The Palestinian demand to stop all settlement building before they will resume peace talks is not a condition they placed on Netanyahu's predecessor, Ehud Olmert, who brazenly expanded settlements even as he talked peace.
But two things have changed since Olmert left office: a new administration in Washington has shown less tolerance for settlement activity, and Palestinians are more distrustful of Netanyahu.
Palestinians doubt Netanyahu, who leads a coalition of rightists opposed to territorial compromise, would ever do what it takes to make peace, including uprooting tens of thousands of Jewish settlers to make room for a Palestinian state.
The Israeli leader attached so many conditions to his acceptance of Palestinian independence last month as to render it meaningless in the eyes of many Palestinians.
And some wonder whether his decision to ease Israel's chokehold on the West Bank is more about getting Obama off his back — and deflecting attention away from settlements — than any precursor to historic compromise.
"Netanyahu is offering real and serious improvements in the West Bank, much more than his predecessor Olmert did," said Khalil Shahen, a commentator for the al-Ayyam daily. "The only explanation for this is that Netanyahu is seeking an economic peace rather than the political peace."
The West Bank's economic revival sharply contrasts with the misery of Hamas-controlled Gaza, where an Israeli and Egyptian imposed blockade is stifling most economic activity.
Of all the obstacles to achieving peace, perhaps none is as large as Hamas militants' violent takeover of Gaza two years ago.
But even on that front, there is some improvement. The rockets that Gaza militants had been firing into southern Israel for the past eight years have all but stopped, after a punishing war at the start of the year that killed more than 1,000 Palestinians.
For now, Palestinian leaders seem to be savoring the tensions brewing between the conservative Netanyahu and the liberal Obama — despite historically close ties between Israel and the U.S.
"I don't think that the Palestinians would resume talks with Israel before freezing settlement expansion," said Palestinian government spokesman Ghassan Khatib. "Every time we had the negotiation track beside the settlement expansion track, the settlement track killed the negotiation one."
Israel captured the West Bank, now home to some 2.5 million Palestinians, in 1967. The number of Israeli settlers there has more than doubled since the mid-1990s and now stands at around 300,000, in addition to another 180,000 Israelis living in Jewish neighborhoods built by Israel in east Jerusalem, also captured in 1967. Gaza has about 1.5 million Palestinians.
The Palestinians hope to establish a future state in both the West Bank and Gaza.
Israeli leaders say they expect to reach an agreement with Washington over Obama's demand for a settlement freeze.

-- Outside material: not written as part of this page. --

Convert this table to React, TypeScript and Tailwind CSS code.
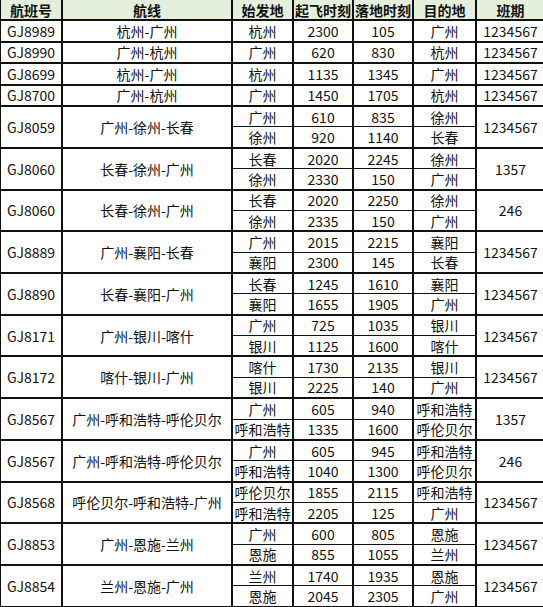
import React from "react";

type Leg = [string, string, string, string];

interface Flight {
  no: string;
  route: string;
  legs: Leg[];
  days: string;
}

const flights: Flight[] = [
  { no: "GJ8989", route: "杭州-广州", legs: [["杭州", "2300", "105", "广州"]], days: "1234567" },
  { no: "GJ8990", route: "广州-杭州", legs: [["广州", "620", "830", "杭州"]], days: "1234567" },
  { no: "GJ8699", route: "杭州-广州", legs: [["杭州", "1135", "1345", "广州"]], days: "1234567" },
  { no: "GJ8700", route: "广州-杭州", legs: [["广州", "1450", "1705", "杭州"]], days: "1234567" },
  {
    no: "GJ8059",
    route: "广州-徐州-长春",
    legs: [
      ["广州", "610", "835", "徐州"],
      ["徐州", "920", "1140", "长春"],
    ],
    days: "1234567",
  },
  {
    no: "GJ8060",
    route: "长春-徐州-广州",
    legs: [
      ["长春", "2020", "2245", "徐州"],
      ["徐州", "2330", "150", "广州"],
    ],
    days: "1357",
  },
  {
    no: "GJ8060",
    route: "长春-徐州-广州",
    legs: [
      ["长春", "2020", "2250", "徐州"],
      ["徐州", "2335", "150", "广州"],
    ],
    days: "246",
  },
  {
    no: "GJ8889",
    route: "广州-襄阳-长春",
    legs: [
      ["广州", "2015", "2215", "襄阳"],
      ["襄阳", "2300", "145", "长春"],
    ],
    days: "1234567",
  },
  {
    no: "GJ8890",
    route: "长春-襄阳-广州",
    legs: [
      ["长春", "1245", "1610", "襄阳"],
      ["襄阳", "1655", "1905", "广州"],
    ],
    days: "1234567",
  },
  {
    no: "GJ8171",
    route: "广州-银川-喀什",
    legs: [
      ["广州", "725", "1035", "银川"],
      ["银川", "1125", "1600", "喀什"],
    ],
    days: "1234567",
  },
  {
    no: "GJ8172",
    route: "喀什-银川-广州",
    legs: [
      ["喀什", "1730", "2135", "银川"],
      ["银川", "2225", "140", "广州"],
    ],
    days: "1234567",
  },
  {
    no: "GJ8567",
    route: "广州-呼和浩特-呼伦贝尔",
    legs: [
      ["广州", "605", "940", "呼和浩特"],
      ["呼和浩特", "1335", "1600", "呼伦贝尔"],
    ],
    days: "1357",
  },
  {
    no: "GJ8567",
    route: "广州-呼和浩特-呼伦贝尔",
    legs: [
      ["广州", "605", "945", "呼和浩特"],
      ["呼和浩特", "1040", "1300", "呼伦贝尔"],
    ],
    days: "246",
  },
  {
    no: "GJ8568",
    route: "呼伦贝尔-呼和浩特-广州",
    legs: [
      ["呼伦贝尔", "1855", "2115", "呼和浩特"],
      ["呼和浩特", "2205", "125", "广州"],
    ],
    days: "1234567",
  },
  {
    no: "GJ8853",
    route: "广州-恩施-兰州",
    legs: [
      ["广州", "600", "805", "恩施"],
      ["恩施", "855", "1055", "兰州"],
    ],
    days: "1234567",
  },
  {
    no: "GJ8854",
    route: "兰州-恩施-广州",
    legs: [
      ["兰州", "1740", "1935", "恩施"],
      ["恩施", "2045", "2305", "广州"],
    ],
    days: "1234567",
  },
];

const headers = ["航班号", "航线", "始发地", "起飞时刻", "落地时刻", "目的地", "班期"];

const cell = "border-2 border-[#111] p-0 text-center align-middle whitespace-nowrap leading-none";

export default function App() {
  return (
    <div className="w-[543px] h-[607px] overflow-hidden bg-white">
      <table
        className="w-[545px] h-[609px] table-fixed border-collapse text-[14px] text-[#111] -ml-px -mt-px"
        style={{ fontFamily: '"Noto Sans CJK SC", "Noto Sans", sans-serif' }}
      >
        <colgroup>
          <col className="w-[62px]" />
          <col className="w-[170px]" />
          <col className="w-[61px]" />
          <col className="w-[60px]" />
          <col className="w-[60px]" />
          <col className="w-[63px]" />
          <col className="w-[69px]" />
        </colgroup>
        <thead>
          <tr className="h-[21px] bg-[#e4efdb]">
            {headers.map((h) => (
              <th key={h} className={`${cell} border-t-0 pt-px font-bold`}>
                {h}
              </th>
            ))}
          </tr>
        </thead>
        <tbody>
          {flights.map((f, i) =>
            f.legs.map((leg, j) => (
              <tr key={`${i}-${j}`}>
                {j === 0 && (
                  <>
                    <td rowSpan={f.legs.length} className={cell}>
                      {f.no}
                    </td>
                    <td rowSpan={f.legs.length} className={cell}>
                      {f.route}
                    </td>
                  </>
                )}
                {leg.map((v, k) => (
                  <td
                    key={k}
                    className={`${cell} ${j === 1 ? "border-t-[1.5px]" : ""} ${j === 0 && f.legs.length > 1 ? "border-b-[1.5px]" : ""}`}
                  >
                    {v}
                  </td>
                ))}
                {j === 0 && (
                  <td rowSpan={f.legs.length} className={cell}>
                    {f.days}
                  </td>
                )}
              </tr>
            ))
          )}
        </tbody>
      </table>
    </div>
  );
}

But Netanyahu's public rejection of Washington's demand that it drop plans to build new apartments in east Jerusalem — which the Palestinians claim as a future capital — show that his simmering disputes with Obama are far from over.
A fresh point of contention emerged on Monday on the issue of Iran's nuclear program. Israeli Defense Minister Ehud Barak, standing beside visiting U.S. Defense Secretary Robert Gates, suggested three times that Israel is not ruling out military action against Iran, despite Washington's clear preference to keep the focus on diplomacy.
Obama's top Mideast envoy, George Mitchell, wrapped up a new swing through the area on Tuesday, announcing "progress" in his attempts to resolve the settlement dispute but with no word of a breakthrough.
Obama's attempts to persuade Arab nations to begin normalizing relations with Israel, perhaps by opening up trade offices, could make it easier for Israel to compromise.
Bahrain's crown prince, Shaikh Salman bin Hamad al-Khalifa, wrote an unusually conciliatory op-ed piece in the Washington Post calling on Arabs to engage the Jewish state. Mitchell met with the crown prince Tuesday in Bahrain and praised his initiative, the official news agency reported.
But Saudi Arabia — the country whose participation most matters to Israel — is refusing to heed Obama's call.